Date: 28 February 2022 Author: Grzegorz Kuczyński

Ukraine-Russia War: Russian Vulnerabilities On Northeastern Front

The Russian invasion of Ukraine is not moving as fast as Putin had assumed. It is not known whether the army was not sufficiently prepared or whether Russian top military brass did not want to tell the president they were unfit for the invasion. Perhaps the Russian offensive potential is not as impressive as many would think, also in Moscow. Invading a vast European country, inhabited by millions and priding itself with a high-morale army, is not the same as ruthless raids on civilians in Syria.

SOURCE:FLICKR

During the first three days of the war, Russia found itself unprepared for the invasion and ignored the potential of its enemy, believing in its own propaganda on a weak Ukrainian army, as was the case in 2014. By the end of Saturday, Russian troops made some territorial gains in southern Ukraine, where an offensive came from the Crimean peninsula.

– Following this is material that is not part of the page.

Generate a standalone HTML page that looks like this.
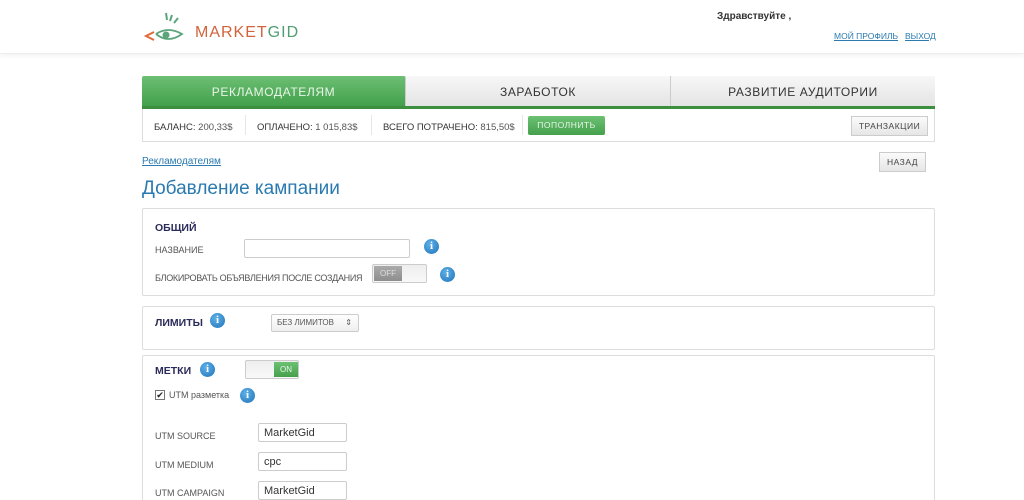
<!DOCTYPE html>
<html><head><meta charset="utf-8"><style>
*{box-sizing:border-box;margin:0;padding:0}
html,body{width:1024px;height:500px;overflow:hidden}
body{background:#fff;font-family:"Liberation Sans","DejaVu Sans",sans-serif;position:relative;color:#444}
.a{position:absolute}
.hdr{left:0;top:0;width:1024px;height:54px;background:#fff;border-bottom:1px solid #eee;box-shadow:0 2px 4px #f2f2f2}
.tab{top:76px;height:30px;font-size:12px;letter-spacing:.6px;text-align:center;line-height:32px;background:linear-gradient(#f7f7f7,#e4e4e4);color:#333;border-right:1px solid #ccc}
.info{width:15px;height:15px;border-radius:50%;background:radial-gradient(circle at 40% 35%,#5fb1e8,#1f73b8);color:#fff;font-size:11px;font-weight:bold;text-align:center;line-height:15px;font-family:"Liberation Serif",serif}
.panel{left:142px;width:793px;border:1px solid #ddd;border-radius:2px;background:#fff}
.lbl{font-size:9px;color:#555}
.ttl{font-size:10.5px;font-weight:bold;color:#2b2b5a}
.inp{border:1px solid #ccc;border-radius:2px;height:19px;background:#fff;font-size:11px;padding:3px 5px;color:#333}
.btn{border:1px solid #ccc;background:linear-gradient(#fbfbfb,#e6e6e6);font-size:8.5px;color:#444;text-align:center;letter-spacing:.5px}
</style></head><body>
<div class="a hdr"></div>
<svg class="a" style="left:142px;top:10px" width="48" height="36" viewBox="0 0 48 36">
<path d="M12 22 L4 26 L12 30" fill="none" stroke="#e06a3c" stroke-width="2"/>
<path d="M14 24 Q26 16 40 24 Q26 34 14 24" fill="none" stroke="#5aa57a" stroke-width="1.8"/>
<circle cx="24" cy="25" r="3.5" fill="#5aa57a"/>
<path d="M24 3 L25 10 M30 5 L28 11 M36 8 L32 13" stroke="#5aa57a" stroke-width="2"/>
</svg>
<div class="a" style="left:195px;top:24px;font-size:16px;letter-spacing:1px;color:#d2633c">MARKET<span style="color:#4f9d73">GID</span></div>
<div class="a" style="left:717px;top:11px;font-size:10px;font-weight:bold;color:#333">Здравствуйте ,</div>
<div class="a" style="left:834px;top:31px;font-size:8.5px;color:#2a7ab0;text-decoration:underline">МОЙ ПРОФИЛЬ</div>
<div class="a" style="left:905px;top:31px;font-size:8.5px;color:#2a7ab0;text-decoration:underline">ВЫХОД</div>

<div class="a tab" style="left:142px;width:264px;background:linear-gradient(#6cbf73,#43a04b);color:#e8f5e8;border-radius:2px 2px 0 0">РЕКЛАМОДАТЕЛЯМ</div>
<div class="a tab" style="left:406px;width:265px">ЗАРАБОТОК</div>
<div class="a tab" style="left:671px;width:264px;border-right:none">РАЗВИТИЕ АУДИТОРИИ</div>
<div class="a" style="left:142px;top:106px;width:793px;height:3px;background:#3c8f3f"></div>
<div class="a" style="left:142px;top:109px;width:793px;height:33px;border:1px solid #ddd;border-top:none;background:#fff"></div>
<div class="a" style="left:154px;top:122px;font-size:9.5px;color:#333">БАЛАНС: <span style="color:#555">200,33$</span></div>
<div class="a" style="left:245px;top:115px;width:1px;height:20px;background:#e6e6e6"></div>
<div class="a" style="left:257px;top:122px;font-size:9.5px;color:#333">ОПЛАЧЕНО: <span style="color:#555">1 015,83$</span></div>
<div class="a" style="left:371px;top:115px;width:1px;height:20px;background:#e6e6e6"></div>
<div class="a" style="left:383px;top:122px;font-size:9.5px;color:#333">ВСЕГО ПОТРАЧЕНО: <span style="color:#555">815,50$</span></div>
<div class="a" style="left:522px;top:115px;width:1px;height:20px;background:#e6e6e6"></div>
<div class="a" style="left:528px;top:116px;width:77px;height:19px;background:linear-gradient(#6cc173,#45a04c);border-radius:2px;color:#e6f5e6;font-size:8.5px;text-align:center;line-height:19px;letter-spacing:.5px">ПОПОЛНИТЬ</div>
<div class="a btn" style="left:851px;top:116px;width:77px;height:20px;line-height:18px">ТРАНЗАКЦИИ</div>

<div class="a" style="left:142px;top:156px;font-size:10px;color:#2a7ab0;text-decoration:underline">Рекламодателям</div>
<div class="a btn" style="left:879px;top:152px;width:47px;height:20px;line-height:18px">НАЗАД</div>
<div class="a" style="left:142px;top:178px;font-size:19px;color:#2a7ab0">Добавление кампании</div>

<div class="a panel" style="top:208px;height:88px"></div>
<div class="a ttl" style="left:155px;top:222px">ОБЩИЙ</div>
<div class="a lbl" style="left:155px;top:245px">НАЗВАНИЕ</div>
<div class="a inp" style="left:244px;top:239px;width:166px"></div>
<div class="a info" style="left:424px;top:239px">i</div>
<div class="a lbl" style="left:155px;top:273px;letter-spacing:-.3px">БЛОКИРОВАТЬ ОБЪЯВЛЕНИЯ ПОСЛЕ СОЗДАНИЯ</div>
<div class="a" style="left:372px;top:264px;width:55px;height:19px;border:1px solid #ccc;border-radius:2px;background:linear-gradient(#eee,#f8f8f8)"></div>
<div class="a" style="left:374px;top:266px;width:28px;height:15px;background:linear-gradient(#aaa,#8e8e8e);color:#ddd;font-size:8px;text-align:center;line-height:15px">OFF</div>
<div class="a info" style="left:440px;top:267px">i</div>

<div class="a panel" style="top:306px;height:44px"></div>
<div class="a ttl" style="left:155px;top:317px">ЛИМИТЫ</div>
<div class="a info" style="left:210px;top:313px">i</div>
<div class="a" style="left:271px;top:314px;width:88px;height:18px;border:1px solid #ccc;border-radius:2px;background:linear-gradient(#fff,#eee);font-size:8px;color:#555;line-height:16px;padding-left:5px">БЕЗ ЛИМИТОВ <span style="position:absolute;right:6px">&#8661;</span></div>

<div class="a panel" style="top:355px;height:160px"></div>
<div class="a ttl" style="left:155px;top:365px">МЕТКИ</div>
<div class="a info" style="left:200px;top:362px">i</div>
<div class="a" style="left:245px;top:360px;width:54px;height:19px;border:1px solid #ccc;border-radius:2px;background:linear-gradient(#eee,#f8f8f8)"></div>
<div class="a" style="left:274px;top:362px;width:24px;height:15px;background:linear-gradient(#6cc173,#45a04c);color:#e6f5e6;font-size:8px;text-align:center;line-height:15px">ON</div>
<div class="a" style="left:155px;top:390px;width:10px;height:10px;border:1px solid #777;background:#fff;font-size:9px;line-height:8px;text-align:center;color:#222">✔</div>
<div class="a lbl" style="left:169px;top:390px">UTM разметка</div>
<div class="a info" style="left:240px;top:388px">i</div>
<div class="a lbl" style="left:155px;top:431px">UTM SOURCE</div>
<div class="a inp" style="left:258px;top:423px;width:89px">MarketGid</div>
<div class="a lbl" style="left:155px;top:460px">UTM MEDIUM</div>
<div class="a inp" style="left:258px;top:452px;width:89px">cpc</div>
<div class="a lbl" style="left:155px;top:488px">UTM CAMPAIGN</div>
<div class="a inp" style="left:258px;top:481px;width:89px">MarketGid</div>
</body></html>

After some heavy fighting, Russian forces captured the crossing on the Dnipro river and made some progress in the east, towards Mariupol (according to reports, the city of Melitopol was to fall after an hours-long fight). In the north, Russian sabotage and assault groups made two failed attempts to capture Kyiv. Armored forces got stuck near Kharkiv while an offensive heading from Donbas is moving slowly. What does impact the slow advancing of the Russian army? Now most of the fighting takes place on the left bank of the Dnipro river (except for an assault on the northwestern outskirts of Kyiv from Belarus). While much of the terrain east of the Dnepr River includes rural fields and forests, there are several major urban areas that a Russian mechanized force would have to either take or bypass and besiege. Kharkiv has roughly 1.5 million inhabitants, Odesa has 1 million, Dnipro has almost 1 million, Zaporizhia has 750,000, and even Mariupol has almost 500,000. If defended, these large urban areas could take considerable time and casualties to clear and occupy. In the First Chechen War, it took Russian forces from December 31, 1994, to February 9, 1995, to wrestle control of Grozny, then a city of less than 400,000, from a few thousand Chechen fighters. In the Second Chechen War, the siege of Grozny also took six weeks. Therefore, the best course of action for Russian troops would be to bypass urban areas and mop them up later. There is a logistics problem, though. The operation does not look good, one example being an assault on Kyiv from Russia. Russia could advance toward Kyiv along two routes. The first would be 240 km by road (P13) to Chernihiv, Ukraine, and into Kyiv (via E95 expressway). The second would be a 320-kilometer thrust north of Konotop and Nizhyn (via two expressways: E391 and E101) to E95, some 25 km south of Chernihiv. Then they would head southward. As the invasion started, Russian forces bypassed large cities on their way to Kyiv. Having passed Konop, Russian tanks and vehicles have run out of fuel, though. And in the rear is where guerrilla fighters attack the enemy’s supply routes.